FROM THE 242ND DISTRICT COURT OF CASTRO COUNTY;

 

NO. A3258-1003; HONORABLE EDWARD LEE SELF, PRESIDING

 

 

Memorandum Opinion

 

 

Before QUINN, C.J., HANCOCK, J., and BOYD, S.J.[1]

            Joshua Ricky Chancy challenges the legal sufficiency of the evidence to sustain his conviction of tampering with evidence.  We affirm the judgment.

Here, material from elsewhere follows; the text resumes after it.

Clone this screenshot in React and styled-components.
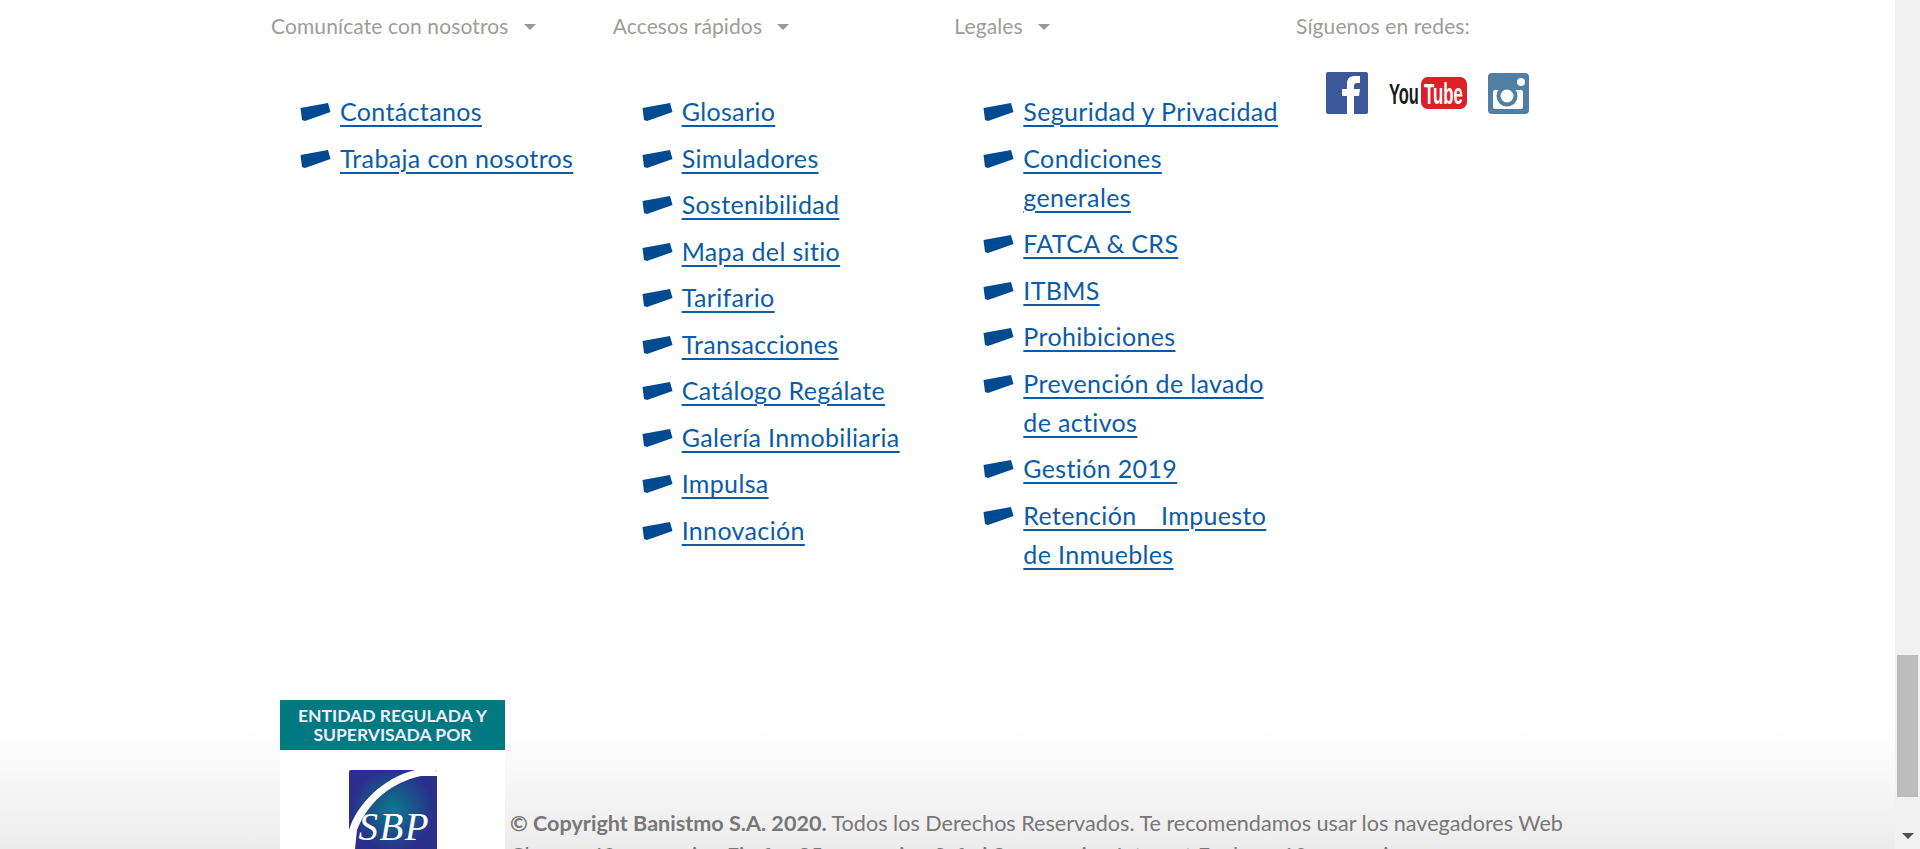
import React from "react";
import styled, { createGlobalStyle } from "styled-components";

const Global = createGlobalStyle`
  html, body { margin: 0; height: 100%; overflow: hidden; }
  body { font-family: "Lato", "Noto Sans", sans-serif; background: #fff; }
`;

const Page = styled.div`
  display: flex;
  width: 1920px;
  height: 849px;
  overflow: hidden;
`;
const Main = styled.main`
  flex: 1;
  height: 849px;
  overflow: hidden;
  background: linear-gradient(180deg, #fff 0, #fff 725px, #ececec 849px);
`;
const Columns = styled.div`
  display: grid;
  grid-template-columns: repeat(4, 341.67px);
  padding: 13px 0 0 271px;
  height: 700px;
  box-sizing: border-box;
`;
const Heading = styled.div`
  display: flex;
  align-items: center;
  gap: 15px;
  height: 25px;
  font-size: 21px;
  letter-spacing: 0.12px;
  color: #a09c98;
`;
const Caret = styled.span`
  width: 0;
  height: 0;
  border-left: 6px solid transparent;
  border-right: 6px solid transparent;
  border-top: 6px solid #999;
  margin-top: 3px;
`;
const List = styled.ul`
  list-style: none;
  margin: 0;
  padding: 54px 0 0 29px;
`;
const Item = styled.li`
  display: flex;
  gap: 9px;
  width: 300px;
  margin-bottom: 7.5px;
`;
const Bullet = styled.svg`
  flex: none;
  width: 31px;
  height: 19px;
  margin-top: 11px;
`;
const Link = styled.a`
  font-size: 25px;
  letter-spacing: 0.35px;
  line-height: 39px;
  color: #0a5cab;
  text-decoration: underline;
  text-decoration-thickness: 2px;
  text-underline-offset: 4px;
  width: ${p => p.$wrap ? "243px" : "auto"};
  white-space: ${p => p.$wrap ? "normal" : "nowrap"};
  ${p => p.$justify ? "text-align: justify;" : ""}
`;
const Social = styled.div`
  display: flex;
  align-items: center;
  padding: 34px 0 0 30px;
`;
const Footer = styled.div`
  display: flex;
  align-items: flex-start;
  padding-left: 280px;
`;
const Seal = styled.div`
  flex: none;
  width: 225px;
  height: 149px;
  background: #fff;
  display: flex;
  flex-direction: column;
  align-items: center;
`;
const SealBand = styled.div`
  width: 100%;
  height: 50px;
  background: #007a80;
  color: #eef;
  font: 700 17.5px/19px "Lato", sans-serif;
  text-align: center;
  padding-top: 6px;
  box-sizing: border-box;
`;
const SealLogo = styled.div`
  margin-top: 20px;
  width: 88px;
  height: 79px;
  background: radial-gradient(circle at 50% 50%, #0a7a88, #2a2f8c 70%);
  position: relative;
  overflow: hidden;
  border-radius: 2px 2px 0 0;
`;
const SealArc = styled.svg`
  position: absolute;
  inset: 0;
`;
const SealText = styled.span`
  position: absolute;
  left: 10px;
  top: 37px;
  font: italic 400 39px/40px "Liberation Serif", serif;
  letter-spacing: 1.5px;
  color: #fff;
`;
const Copy = styled.p`
  margin: 107px 0 0 5px;
  width: 1060px;
  font-size: 21.6px;
  line-height: 32px;
  color: #777;
`;
const Bar = styled.aside`
  flex: none;
  width: 25px;
  height: 849px;
  background: #f1f1f1;
  display: flex;
  flex-direction: column;
  align-items: center;
  padding-top: 655px;
  box-sizing: border-box;
`;
const Thumb = styled.div`
  width: 21px;
  height: 142px;
  background: #bdbdbd;
`;
const Arrow = styled.div`
  margin-top: 36px;
  width: 0;
  height: 0;
  border-left: 6px solid transparent;
  border-right: 6px solid transparent;
  border-top: 6px solid #505050;
`;

const columns = [
  { title: "Comunícate con nosotros", links: ["Contáctanos", "Trabaja con nosotros"] },
  { title: "Accesos rápidos", links: ["Glosario", "Simuladores", "Sostenibilidad", "Mapa del sitio", "Tarifario", "Transacciones", "Catálogo Regálate", "Galería Inmobiliaria", "Impulsa", "Innovación"] },
  { title: "Legales", links: ["Seguridad y Privacidad", "Condiciones generales", "FATCA & CRS", "ITBMS", "Prohibiciones", "Prevención de lavado de activos", "Gestión 2019", "Retención Impuesto de Inmuebles"] },
];
const wrapped = ["Condiciones generales", "Prevención de lavado de activos", "Retención Impuesto de Inmuebles"];

const Tag = () => (
  <Bullet viewBox="0 0 31 19">
    <path d="M0.5 5 L28 0 L30.5 9 L5 18 L2 17 Z" fill="#004a92" />
  </Bullet>
);

const Facebook = () => (
  <svg width="42" height="42" viewBox="0 0 42 42">
    <rect width="42" height="42" rx="2" fill="#3b5998" />
    <path d="M21 42V24h-5v-7h5v-5c0-6 3-8 8-8h5v7h-3c-2 0-3 1-3 3v3h6l-1 7h-5v18z" fill="#fff" />
  </svg>
);
const Youtube = () => (
  <svg width="78" height="32" viewBox="0 0 78 32" style={{ marginLeft: 21 }}>
    <rect x="32" y="0" width="46" height="32" rx="7" fill="#dc2028" />
    <text transform="translate(0 27) scale(.55 1)" fontFamily="Liberation Sans" fontWeight="700" fontSize="30" fill="#1b1b1b">You</text>
    <text transform="translate(35 27) scale(.56 1)" fontFamily="Liberation Sans" fontWeight="700" fontSize="30" fill="#fff">Tube</text>
  </svg>
);
const Instagram = () => (
  <svg width="41" height="41" viewBox="0 0 41 41" style={{ marginLeft: 21 }}>
    <rect width="41" height="41" rx="4" fill="#517fa4" />
    <rect x="5" y="17" width="30" height="19" rx="2" fill="#fff" />
    <circle cx="19" cy="23" r="10.5" fill="#517fa4" />
    <circle cx="19" cy="23" r="6.5" fill="#fff" />
    <circle cx="33" cy="9" r="4" fill="#fff" />
  </svg>
);

export default function App() {
  return (
    <Page>
      <Global />
      <Main>
        <Columns>
          {columns.map(col => (
            <div key={col.title}>
              <Heading>{col.title}<Caret /></Heading>
              <List>
                {col.links.map(l => (
                  <Item key={l}>
                    <Tag />
                    <Link href="#" $wrap={wrapped.includes(l)} $justify={l.startsWith("Retención")}>{l}</Link>
                  </Item>
                ))}
              </List>
            </div>
          ))}
          <div>
            <Heading>Síguenos en redes:</Heading>
            <Social><Facebook /><Youtube /><Instagram /></Social>
          </div>
        </Columns>
        <Footer>
          <Seal>
            <SealBand>ENTIDAD REGULADA Y<br />SUPERVISADA POR</SealBand>
            <SealLogo>
              <SealArc width="88" height="79" viewBox="0 0 88 79">
                <path d="M66 0 H88 V6 H72 C44 12 20 30 8 60 L6 79 L0 79 L0 60 C8 34 34 8 66 0 Z" fill="#fff" />
              </SealArc>
              <SealText>SBP</SealText>
            </SealLogo>
          </Seal>
          <Copy>
            <b>© Copyright Banistmo S.A. 2020.</b> Todos los Derechos Reservados. Te recomendamos usar los navegadores Web Chrome 40 o superior, Firefox 35 o superior, Safari 8 o superior, Internet Explorer 10 o superior.
          </Copy>
        </Footer>
      </Main>
      <Bar>
        <Thumb />
        <Arrow />
      </Bar>
    </Page>
  );
}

            In determining the legal sufficiency of the evidence, we review the record in the light most favorable to the verdict to ascertain whether a rational trier of fact could have found the essential elements of the offense beyond a reasonable doubt.  Jackson v. Virginia, 443 U.S. 307, 99 S. Ct. 2781, 61 L. Ed. 2d 560 (1979). To convict appellant of tampering with evidence, the State was required to prove that, knowing that an offense had been committed, appellant intentionally or knowingly destroyed a glass methamphetamine pipe with intent to impair its availability as evidence in any subsequent investigation or official proceeding related to the offense.  Tex. Penal Code Ann. §37.09(d)(1) (Vernon Supp. 2010).  Appellant contends the evidence is insufficient to show that he knew that an offense, i.e. possession of drug paraphernalia, had been committed because there is no evidence that he possessed a drug pipe with intent to use it to inject, ingest, inhale, or otherwise introduce a controlled substance into his body.  Tex. Health & Safety Code Ann. §481.125(a) (Vernon 2010).

            On February 5, 2010, Officers Julian Dominguez and Louis Liscano attempted to serve an arrest warrant on appellant in Dimmitt at the residence of his mother.  They were assisted by Deputy Miguel Pantoja.  Appellant first attempted to avoid them by leaving via another door of the house.  However, he eventually came to the front door and cursed at the officers.  During a subsequent pat-down search of appellant by Dominguez, appellant used his right hand to reach into his pocket and pull out a glass pipe.  He attempted to hand the pipe to his mother but when he was unable to reach her, he pushed the officer and smashed the pipe against the porch shattering the pipe.

            In determining whether an item is drug paraphernalia, an authority may consider, among other things:  1) statements made by an owner or person in control of the object concerning its use, 2) the existence of any residue of a controlled substance on the object, 3) the existence and scope of uses for the object in the community, 4) the physical design characteristics of the item, and 5) expert testimony concerning the item’s use.  Id. §481.183 (a) (1), (2) ,(9), (10) & (11).  Evidence in support of the finding that the item was a drug pipe and appellant knew it to be one includes:  1) appellant’s forceful action in attempting to remove the pipe from his person and smash it (which one would presumably not do with an item that was not contraband), 2) testimony from Dominguez that, in thirty-one years experience in law enforcement, he has seen a number of drug pipes and this one was consistent with pipes used to ingest, inhale, or smoke methamphetamine, crack, or cocaine, 3) testimony from Pantoja that, based on his training and experience, the pieces of glass appeared to be a “meth pipe,” 4) testimony from Dominguez that there appeared to be a frosted look to the pipe, and 5) testimony from Pantoja that he observed white residue which appeared to be contraband on some of the pieces of glass. This evidence, viewed in its most favorable light, is sufficient to support the jury’s determination that the item constituted drug paraphernalia.  See Nichols v. State, 886 S.W.2d 324, 326 (Tex. App.–Houston [1st Dist.] 1994, pet. ref’d) (holding that testimony from a deputy that he saw an aluminum pipe with a bowl covered by metal mesh and that in his experience this kind of pipe was normally used to smoke marijuana met the definition of drug paraphernalia).

            Accordingly, the evidence is sufficient to sustain the conviction, and the judgment is affirmed.        

 

                                                                                    Per Curiam

Do not publish.

                                                                                               



[1]Senior Justice John T. Boyd, retired, sitting by assignment.